Chief Minister Devendra Fadnavis has promised Maharashtra's biggest farm loan waiver.
MUMBAI:
As Chief Minister Devendra Fadnavis fell back on a farm loan waiver to cap the political fallout of the continuing farmer protests in Maharashtra, the country's central bank warned that the fiscal situation could get out of hand if states continue to waive loans.
Reserve Bank of India Governor Urjit Patel said the risk of going down the "slippery path" of waiver could dissipate gains made by states over the last few years and asked governments to "tread very carefully.
"The risk of fiscal slippages, which by and large, can entail inflationary spill-overs, had risen with the announcements of large farm loan waivers," the central bank said after the meeting of its monetary review policy committee that decides the benchmark policy rate required to contain inflation.

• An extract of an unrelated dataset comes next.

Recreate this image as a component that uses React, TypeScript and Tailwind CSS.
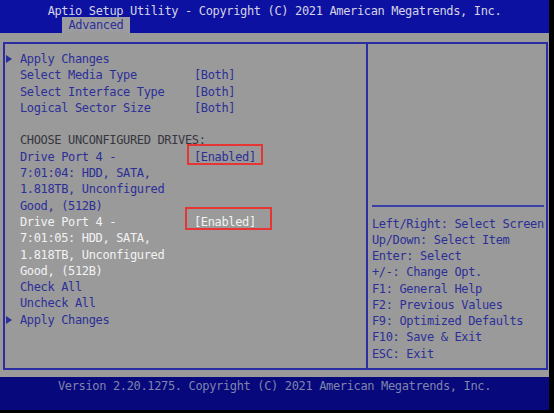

The committee has turned down the finance ministry's proposal that its members hold discussions with the government before taking a decision to maintain its autonomy.

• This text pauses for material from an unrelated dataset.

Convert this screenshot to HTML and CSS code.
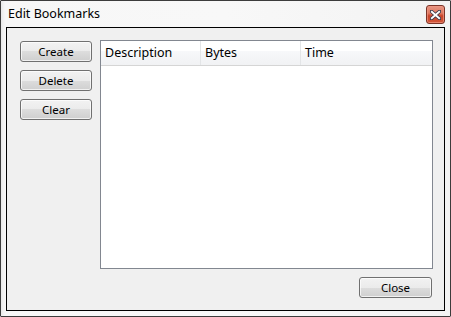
FILE: index.html
```html
<!DOCTYPE html>
<html>
<head>
<meta charset="utf-8">
<link rel="stylesheet" href="styles.css">
</head>
<body>
<div class="window">
  <div class="titlebar">
    <span class="title">Edit Bookmarks</span>
    <button class="close-x" aria-label="Close">
      <svg width="11" height="10" viewBox="0 0 11 10">
        <path d="M1.5 1.5 L9.5 8.5 M9.5 1.5 L1.5 8.5" stroke="#3a3a4a" stroke-width="3.6" stroke-linecap="square"/>
        <path d="M1.8 1.8 L9.2 8.2 M9.2 1.8 L1.8 8.2" stroke="#ffffff" stroke-width="1.8" stroke-linecap="square"/>
      </svg>
    </button>
  </div>
  <div class="client">
    <div class="main">
      <div class="actions">
        <button class="btn">Create</button>
        <button class="btn">Delete</button>
        <button class="btn">Clear</button>
      </div>
      <div class="list">
        <div class="list-header">
          <div class="col col-desc">Description</div>
          <div class="col col-bytes">Bytes</div>
          <div class="col col-time">Time</div>
        </div>
        <div class="list-body"></div>
      </div>
    </div>
    <div class="footer">
      <button class="btn btn-close">Close</button>
    </div>
  </div>
</div>
</body>
</html>
```

FILE: styles.css
```css
html, body {
  margin: 0;
  padding: 0;
  background: #ffffff;
}

body {
  font-family: "Noto Sans", "Open Sans", sans-serif;
  font-size: 12px;
  color: #000;
}

.window {
  box-sizing: border-box;
  width: 451px;
  height: 317px;
  border: 1px solid #3c3c3c;
  border-radius: 1px;
  background: linear-gradient(90deg, #e9e9e9 0px, #f7f7f7 4px, #f8f8f8 50%, #f3f3f3 100%);
  display: flex;
  flex-direction: column;
}

.titlebar {
  height: 26px;
  display: flex;
  align-items: flex-start;
  justify-content: space-between;
  padding: 0 5px 0 7px;
}

.title {
  font-size: 12.5px;
  line-height: 16px;
  margin-top: 5px;
  color: #000;
}

.close-x {
  box-sizing: border-box;
  width: 19px;
  height: 19px;
  margin-top: 4px;
  padding: 0;
  border: 1px solid #7a3428;
  border-radius: 3px;
  background: linear-gradient(180deg, #e79684 0%, #df7a62 42%, #c8442a 58%, #d2573a 100%);
  box-shadow: inset 0 0 0 1px rgba(240, 150, 130, 0.7);
  display: flex;
  align-items: center;
  justify-content: center;
}

.client {
  flex: 1;
  margin: 0 5px 5px 5px;
  border: 1px solid #000;
  background: #f0f0f0;
  padding: 12px 11px 12px 13px;
  display: flex;
  flex-direction: column;
}

.main {
  flex: 1;
  display: flex;
  gap: 8px;
  align-items: flex-start;
}

.actions {
  width: 72px;
  display: flex;
  flex-direction: column;
  gap: 8px;
  padding-top: 1px;
}

.btn {
  box-sizing: border-box;
  height: 21px;
  width: 72px;
  padding: 0;
  border: 1px solid #707070;
  border-radius: 3px;
  background: linear-gradient(180deg, #f2f2f2 0%, #ebebeb 50%, #dddddd 50%, #cfcfcf 100%);
  box-shadow: inset 0 0 0 1px rgba(255, 255, 255, 0.7);
  font-family: "Noto Sans", "Open Sans", sans-serif;
  font-size: 11.5px;
  line-height: 17px;
  color: #000;
}

.list {
  flex: 1;
  border: 1px solid #828790;
  background: #ffffff;
  display: flex;
  flex-direction: column;
  height: 229px;
  box-sizing: border-box;
}

.list-header {
  height: 24px;
  display: flex;
  background: linear-gradient(180deg, #ffffff 0%, #ffffff 40%, #f7f8fa 41%, #f1f2f4 100%);
  border-bottom: 1px solid #d5d5d5;
}

.col {
  box-sizing: border-box;
  width: 100px;
  padding-left: 4px;
  line-height: 24px;
  font-size: 12.5px;
  border-right: 1px solid #e3e5e7;
}

.col-time {
  flex: 1;
  border-right: none;
}

.list-body {
  flex: 1;
}

.footer {
  display: flex;
  justify-content: flex-end;
  padding-top: 8px;
  padding-right: 1px;
}

.btn-close {
  width: 73px;
}
```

In April, the Yogi Adityanath government announced a 35,000 crores farm loan waiver in Uttar Pradesh that it had promised in the run-up to the elections.
Yesterday, Chief Minister Fadnavis pulled out the loan waiver plan to put the farmers' protests in the state behind him. Mr Fadnavis hasn't spelt out the size of the loan waiver or who would be eligible, saying these would be worked out. But he is determined to make sure that it was the largest.
"I am challenging the Congress, NCP and other parties... that this will be the biggest loan waiver in Maharashtra's history," Mr Fadnavis, who was already having trouble keeping the state's expenses under check, said. Maharashtra's public debt is set to cross 4 lakh crore by the next March and will up spending more than 31,000 crores just to pay interest on its debt.
Farm waivers increase budget deficits and raise inflation without fixing the basic problems that Indian agriculture faces.
Mr Patel said "past episodes in our country had shown that when there are significant fiscal slippages, they do permeate to inflation sooner or later".
A State Bank of India research paper
reported by Bloomberg in March indicated the impact that Yogi Adityanath's loan waiver would have. The Uttar Pradesh government, it said, would wipe out 274 billion rupees or 8 percent of its total revenue when the loan waiver is implemented for small and marginal farmers. The state's total outstanding credit for the state's agricultural sector is around 862 billion rupees.